Latest revision as of 05:07, 6 October 2015

IUMLB big.png

Introduction

In iUML-B, Class diagrams are used to define and visualize entity-relationship data models. They can be added to Event-B Machines and Event-B Contexts and visualize given sets , constants and variables. Diagram elements elaborate pre-existing user data in order to visualize it. The diagram defines type, sub-type and further constraint information for the data by generating invariants or axioms.

Principles of Operation

Classes, Attributes and Associations are all model elements that represent data. They can be linked to existing Event-B data elements: Variables, Constants or (for Classes only) Carrier Sets. This relationship is called Elaborates because the diagram element elaborates properties of the data item. Any data element within scope, locally within the same machine or context, or via sees and extends, can be elaborated. As a short cut, a button is provided to create a new data item and link to it in one step.

Class diagrams can be added to Machines or Contexts, but note that some features are not available when in a Context (e.g. only constants and sets are within scope to link to and methods cannot be used in classes).

Methods can be placed inside Classes and link (elaborate) one or more events in the containing Machine. This means that the elaborated events are given a paramter representing the class instance (similar to 'this' or 'self' in programming languages). When in variable classes (i.e. a class that elaborates a variable) methods may be constructors or destructors.

Main Data Elements of a Class Diagram

The main data elements of a class diagram are class, association and attribute. These elements all visualize Event-B data items (carrier sets, constants or variables) in the Event-B model. Only a class can visualize a carrier set. The class diagram also visualizes the relationships between these data items and generates constraints (invariants and axioms as appropriate) as follows.
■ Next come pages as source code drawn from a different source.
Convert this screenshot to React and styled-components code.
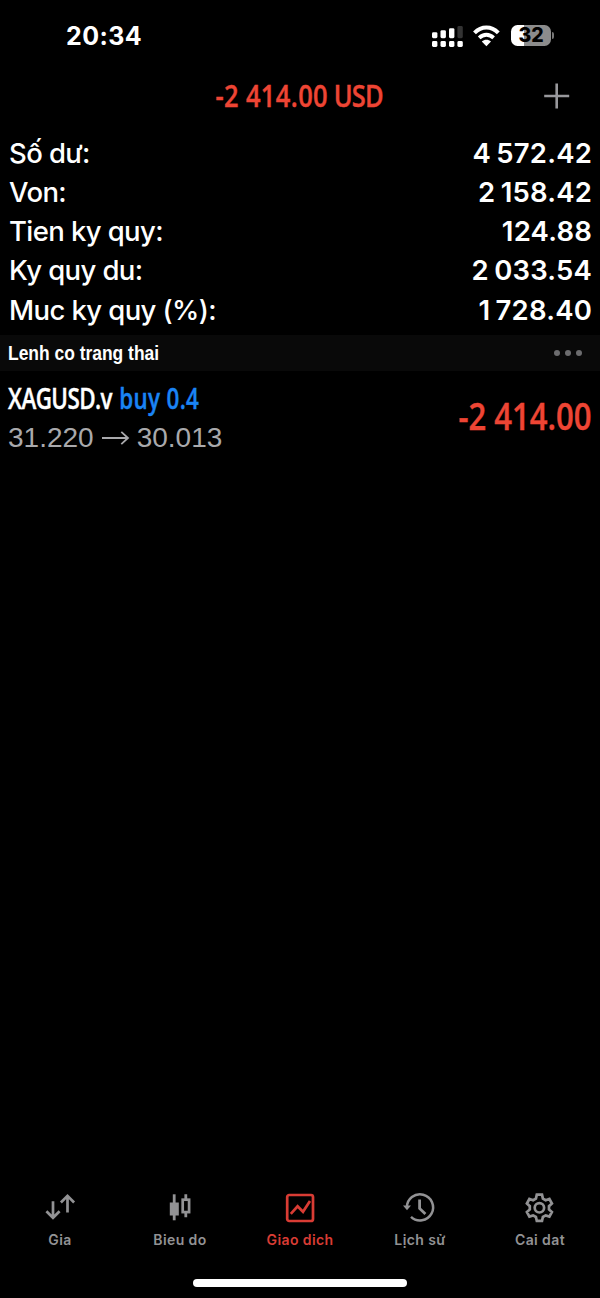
import React from "react";
import styled, { createGlobalStyle } from "styled-components";

const summary = [
    { name: "Số dư:", value: "4 572.42" },
    { name: "Von:", value: "2 158.42" },
    { name: "Tien ky quy:", value: "124.88" },
    { name: "Ky quy du:", value: "2 033.54" },
    { name: "Muc ky quy (%):", value: "1 728.40" },
];

const QuotesIcon = () => (
    <svg width="30" height="30" viewBox="0 0 30 30" fill="none" stroke="currentColor" strokeWidth="2.7">
        <path d="M8 8.2V24.5M1.4 18.2L8 24.8L14.6 18.2" />
        <path d="M22.5 19.5V2.5M15.9 9.5L22.5 2.9L29.1 9.5" />
    </svg>
);

const CandlesIcon = () => (
    <svg width="30" height="30" viewBox="0 0 30 30" fill="none" stroke="currentColor">
        <path d="M9.2 1.3V27.3" strokeWidth="2.8" />
        <rect x="4.8" y="9.5" width="9" height="13" fill="currentColor" stroke="none" />
        <path d="M20.8 1.3V6M20.8 19.5V24.3" strokeWidth="2.8" />
        <rect x="17.7" y="6.7" width="6.4" height="12.4" strokeWidth="2.7" />
    </svg>
);

const TradeIcon = () => (
    <svg width="30" height="30" viewBox="0 0 30 30" fill="none" stroke="currentColor" strokeWidth="2.7">
        <rect x="2.2" y="2" width="25.8" height="26" rx="2" />
        <path d="M5.8 20.8L12.6 13.3L18 18.8L25 8" />
    </svg>
);

const HistoryIcon = () => (
    <svg width="30" height="30" viewBox="0 0 30 30" fill="none" stroke="currentColor" strokeWidth="2.5">
        <path d="M1.9 14.5A13.1 13.1 0 1 1 6 23.9" />
        <path d="M-2 12.6H6L2 17.2Z" fill="currentColor" stroke="none" />
        <path d="M14.6 6.6V15.4L20.4 21" strokeWidth="2.8" />
    </svg>
);

const GearIcon = () => (
    <svg width="30" height="30" viewBox="0 0 30 30" fill="none" stroke="currentColor" strokeWidth="2.7">
        <path d="M11.8 1.7H17L17.9 5.6L20.7 7.2L24.4 6L26.9 10.5L24 13.2V16.4L26.9 19L24.4 23.6L20.7 22.4L17.9 24L17 27.9H11.8L10.9 24L8.1 22.4L4.4 23.6L1.9 19L4.8 16.4V13.2L1.9 10.5L4.4 6L8.1 7.2L10.9 5.6Z" />
        <circle cx="14.4" cy="14.8" r="4.7" />
    </svg>
);

const tabs = [
    { label: "Gia", icon: <QuotesIcon /> },
    { label: "Bieu do", icon: <CandlesIcon /> },
    { label: "Giao dich", icon: <TradeIcon />, on: true },
    { label: "Lịch sử", icon: <HistoryIcon /> },
    { label: "Cai dat", icon: <GearIcon /> },
];

const App = () => {
    return (
        <>
            <GlobalStyle />
            <Screen>
                <StatusBar>
                    <Time>20:34</Time>
                    <StatusIcons>
                        <svg width="32" height="24" viewBox="0 0 32 24" fill="#fff">
                            <rect x="0" y="8.2" width="5.4" height="6" rx="1.4" />
                            <rect x="8.5" y="6.2" width="5.4" height="8" rx="1.4" />
                            <rect x="17" y="4.2" width="5.4" height="10" rx="1.4" />
                            <rect x="25.4" y="2" width="5.4" height="12.2" rx="1.4" fill="#333" />
                            <rect x="0" y="17" width="5.4" height="6" rx="1.4" />
                            <rect x="8.5" y="17" width="5.4" height="6" rx="1.4" />
                            <rect x="17" y="17" width="5.4" height="6" rx="1.4" />
                            <rect x="25.4" y="17" width="5.4" height="6" rx="1.4" />
                        </svg>
                        <svg width="28" height="24" viewBox="0 0 28 24" fill="none" stroke="#fff" strokeWidth="4">
                            <path d="M1.5 8.8C8.5 1.7 18.3 1.7 25.3 8.8" />
                            <path d="M6.2 13.8C10.5 9.7 16.3 9.7 20.6 13.8" strokeWidth="3.8" />
                            <path d="M8.8 17.6C11.5 15 15.3 15 18 17.6L13.4 22.3Z" fill="#fff" stroke="none" />
                        </svg>
                        <BatteryBox>
                            <Battery>32</Battery>
                            <BatteryTip />
                        </BatteryBox>
                    </StatusIcons>
                </StatusBar>

                <Header>
                    <Total>-2 414.00<Currency> USD</Currency></Total>
                    <AddButton>
                        <svg width="26" height="26" viewBox="0 0 26 26" stroke="#98989c" strokeWidth="2.6">
                            <path d="M12.7 0.5V25.5M0.2 13H25.2" />
                        </svg>
                    </AddButton>
                </Header>

                <Summary>
                    {summary.map((item) => (
                        <SummaryRow key={item.name}>
                            <Name>{item.name}</Name>
                            <Value>{item.value}</Value>
                        </SummaryRow>
                    ))}
                </Summary>

                <Section>
                    <SectionTitle>Lenh co trang thai</SectionTitle>
                    <svg width="30" height="8" viewBox="0 0 30 8" fill="#6c6c6e">
                        <circle cx="4" cy="4" r="3" />
                        <circle cx="15" cy="4" r="3" />
                        <circle cx="26" cy="4" r="3" />
                    </svg>
                </Section>

                <Position>
                    <div>
                        <Symbol>XAGUSD.v <Side>buy 0.4</Side></Symbol>
                        <Prices>
                            31.220
                            <svg width="27" height="16" viewBox="0 0 27 16" fill="none" stroke="currentColor" strokeWidth="1.8">
                                <path d="M0 8H26M19.3 1.8L26 8L19.3 14.2" />
                            </svg>
                            30.013
                        </Prices>
                    </div>
                    <Profit>-2 414.00</Profit>
                </Position>

                <TabBar>
                    {tabs.map((tab) => (
                        <Tab key={tab.label} $on={tab.on}>
                            {tab.icon}
                            <span>{tab.label}</span>
                        </Tab>
                    ))}
                </TabBar>
                <HomeArea>
                    <HomeLine />
                </HomeArea>
            </Screen>
        </>
    );
};

const GlobalStyle = createGlobalStyle`
body {
    margin: 0;
    background: #000;
}
* {
    box-sizing: border-box;
}
svg {
    display: block;
    overflow: visible;
    flex: none;
}
`;

const Screen = styled.div`
width: 600px;
height: 1298px;
background: #000;
color: #fff;
display: flex;
flex-direction: column;
overflow: hidden;
font-family: Inter, "Noto Sans", sans-serif;
`;

const StatusBar = styled.div`
height: 72px;
padding: 0 46px 0 66px;
display: flex;
align-items: center;
justify-content: space-between;
`;

const Time = styled.div`
font-size: 25px;
font-weight: 700;
line-height: 30px;
letter-spacing: 0.4px;
`;

const StatusIcons = styled.div`
display: flex;
align-items: center;
gap: 9px;
`;

const BatteryBox = styled.div`
display: flex;
align-items: center;
gap: 1px;
margin: 0 0 1px 1px;
`;

const Battery = styled.div`
width: 40px;
height: 21px;
border-radius: 6.5px;
background: linear-gradient(90deg, #fff 32%, #8c8c8c 32%);
color: #000;
font-size: 19.5px;
font-weight: 800;
line-height: 21px;
text-align: center;
`;

const BatteryTip = styled.div`
width: 2px;
height: 7px;
border-radius: 0 2px 2px 0;
background: #777;
`;

const Header = styled.div`
height: 48px;
padding: 0 30px;
display: grid;
grid-template-columns: 26px 1fr 26px;
align-items: center;
`;

const Narrow = styled.div`
font-family: "Open Sans", sans-serif;
font-weight: 600;
white-space: nowrap;
-webkit-text-stroke: 0.4px currentColor;
`;

const Total = styled(Narrow)`
grid-column: 2;
justify-self: center;
margin: 0 1px 2px 0;
font-size: 31px;
line-height: 40px;
letter-spacing: 0.5px;
color: #ee4534;
transform: scaleX(0.82);
`;

const Currency = styled.span`
letter-spacing: -1px;
`;

const AddButton = styled.div`
grid-column: 3;
`;

const Summary = styled.div`
padding: 13.7px 8px 0 9px;
height: 215px;
`;

const SummaryRow = styled.div`
height: 39.2px;
display: flex;
align-items: center;
justify-content: space-between;
font-size: 27.5px;
line-height: 39px;
`;

const Name = styled.span`
font-weight: 550;
letter-spacing: -0.6px;
`;

const Value = styled.span`
font-weight: 640;
letter-spacing: 0.2px;
word-spacing: -1.8px;
`;

const Section = styled.div`
height: 36px;
padding: 0 17px 0 8px;
background: #090909;
display: flex;
align-items: center;
justify-content: space-between;
`;

const SectionTitle = styled.div`
font-family: "Liberation Sans", sans-serif;
font-weight: 700;
font-size: 21px;
white-space: nowrap;
transform: scaleX(0.83);
transform-origin: left;
`;

const Position = styled.div`
height: 92px;
padding: 7px 8px 0 8px;
display: flex;
justify-content: space-between;
`;

const Symbol = styled(Narrow)`
font-size: 28px;
line-height: 40px;
letter-spacing: -0.7px;
transform: scaleX(0.8);
transform-origin: left;
`;

const Side = styled.span`
margin-left: 2.5px;
color: #1a84f5;
letter-spacing: 0.4px;
`;

const Prices = styled.div`
display: flex;
align-items: center;
gap: 8px;
font-family: "Liberation Sans", sans-serif;
font-size: 28px;
line-height: 40px;
color: #a9a9ac;
`;

const Profit = styled(Narrow)`
font-size: 37px;
line-height: 76px;
color: #ee4534;
transform: scaleX(0.84);
transform-origin: right;
`;

const TabBar = styled.div`
margin-top: auto;
height: 76px;
display: grid;
grid-template-columns: repeat(5, 1fr);
`;

const Tab = styled.div`
display: flex;
flex-direction: column;
align-items: center;
gap: 7px;
color: ${(props) => (props.$on ? "#d93c34" : "#929294")};
font-size: 14px;
font-weight: 600;
line-height: 20px;
letter-spacing: 0.4px;
`;

const HomeArea = styled.div`
height: 29px;
padding-top: 10px;
display: flex;
justify-content: center;
`;

const HomeLine = styled.div`
width: 214px;
height: 8px;
border-radius: 4px;
background: #fff;
`;

export default App;
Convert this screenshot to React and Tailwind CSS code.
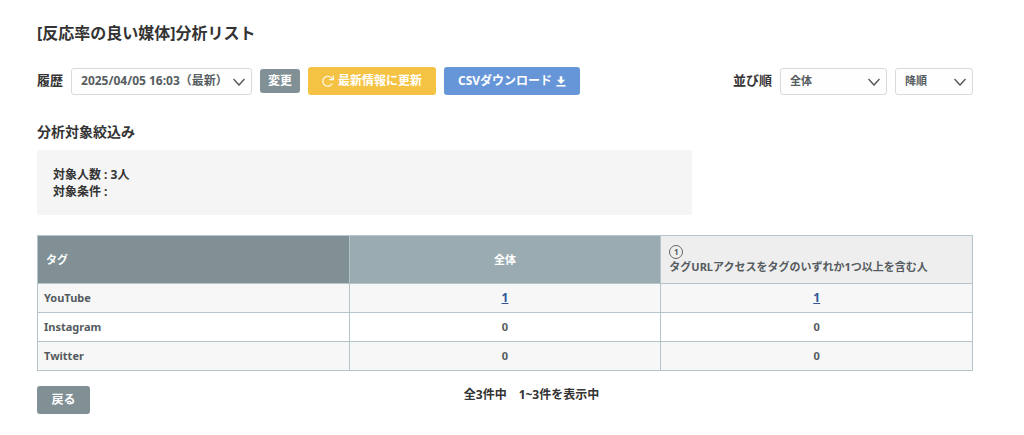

  • Class Supertype relationships between classes represent that the source is a sub-set of the target superset.
  • Association relationships represent that the association data is a relation between instances of the source and target classes. Cardinality may be used to further constrain the relationship to be for example a function, injection or surjection.
  • Attributes are similar to associations except that the target is given by a text string (the attribute type property).

Other Elements of a Class Diagram

  • Constraints can be added to classes. The constraint is automatically universally quantified for all instances of the class. The user is expected to use the class' self name to represent the quantifier local variable. (By default the self name is this_<className> but it can be altered in the properties of the class). The constraint will generate an axiom or an invariant depending on wheter the class diagram is owned by a context or machine.
  • For class diagrams that are owned by a machine, methods may be placed in classes. Methods are linked to events of the machine and a parameter is generated to represent the contextual instance, using the class' self-name. The user is expected to use the self name in guards and actions of the method. Note that the method-event elaborates relationship is many to many. Hence several methods in different classes could elaborate the same event. Conversely the same method may contribute its behaviour to several different events.

Scope

Elements of the class diagram can define data in the containing Event-B component and can visualize data in any Event-B component that is visible to the containing Event-B component (including itself). Hence a class diagram in a context may visualize sets and constants in the containing context and visualize sets and constants in any context which is (transitively) extended by the containing context. A class diagram in a machine may define/visualize variables in the containing machine, visualize variables in any machine it (transitively) refines and visualize sets and constants in any context that is seen by the machine or any Context that is (transitively) extended by a context that is seen by the machine.

Secondary information

Colour is used to indicate whether a diagram element has been linked to data. Icons are used to indicate the kind (set, constant or variable) of elaborated data.

Examples

For example when a class diagram is first drawn and has not been linked to data it looks like this:

Cd1 unlinked.png


Generating this diagram produces no output to the Event-B. The diagram elements must first be linked to data using the Link Data or Create & Link buttons in the properties sheet. The followng screenshot shows the association being linked to a variable b that already exists in the machine.

LinkData.png


The following screenshot shows the class A being used to create and link to a carrier set in the seen context X0. Note that the carrier set is created in X0 immediately. It is not necessary to generate.

CreatLink.png


After linking these diagram elements they are automatically rendered differently including icons for variables (b) and sets (A). Generating at this stage introduces an invariant for the association variable b to say that it is a relation between A and B. Since B only exists in the diagram and is not yet linked to any data, this causes an error in the machine. However, note that the invariant is still generated using the class name, B. In fact we could replace the class name with any valid expression (e.g. NAT) representing a set of instances.

ClassDiagGen.png


In the following screenshot, B has been linked to a constant in the context X0. The supertype relation from B to A generates the axiom, B ∈ ℙ(A). A method (with a parameter, guard and action) and an invariant have been added to class A and their translations are shown in the machine m0.

ClassDiagGen2.png